HBCUs, HBCU alumni, and HBCU support institutions need to stop being quiet about this. It is time to take a page out of one of the greatest diss record’s of all-time by noted hip-hop legend and Pan-Africanist, Tupac Shakur. The record, Hit ‘Em Up, was directed at his bitter rival Christopher “Biggie” Wallace, but certainly not limited too him as those even around Wallace would feel the ire of Tupac’s ire in the song. During the song, Tupac put the niceties of subliminal lyrics and instead went straight after his enemy with a visceral barrage of lyrics in layman’s vocabulary that left nothing to the imagination of his grievances with his rival.

The HBCU community must stop playing nice about the recruitment of African American students and let them know who truly represents their interest versus those who just want them for appropriation. Perhaps HBCUs do not want to muddy themselves directly publicly with such a campaign, but it is clear that HBCU support organizations and something along the line of creating HBCU PACs could be formed to run campaigns that spell it out bluntly for this new generation of potential HBCU students. Explaining to them that even if you gain access to the academics, simply put, we are still excluded from the power because those institutions were not built to serve our interests. That we have instead found ourselves on academic plantations where the board of trustees, major donors, and the power structure that is remains rooted in the interest of European Americans whom it was built to serve. For this, we can not fault them because they are looking out for their interests. However, where we can be faulted is not looking out for our own interest and ensuring that African America understands African American institutions like HBCUs, communities, businesses, etc are here to do just that. If it means continuing to point out just how blatantly PWI/HWCUs have and continue to use us, then so be it.

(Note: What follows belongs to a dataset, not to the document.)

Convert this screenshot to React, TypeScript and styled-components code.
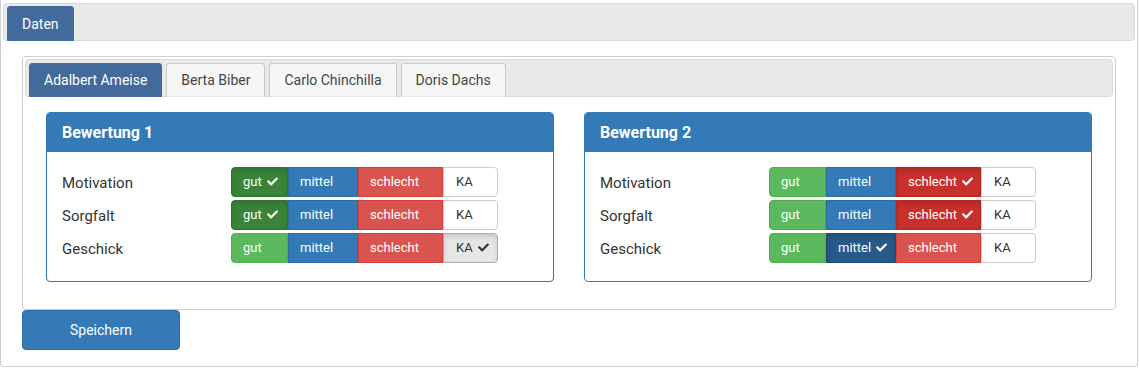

An HBCU is a place where an average student can still be great because they are not walking into a classroom having to uphold the entire race. They are allowed to have the emotional and mental space to be and grow into themselves. Things like this need to be continuously reminded to African American parents and potential students and if it must be done juxtaposition against the pains of African American students at PWIs, again then so be it. Oh, and we do not need a Black Alumni Weekend, we just call it Homecoming. Hit ‘Em Up and put a flamethrower to their ice.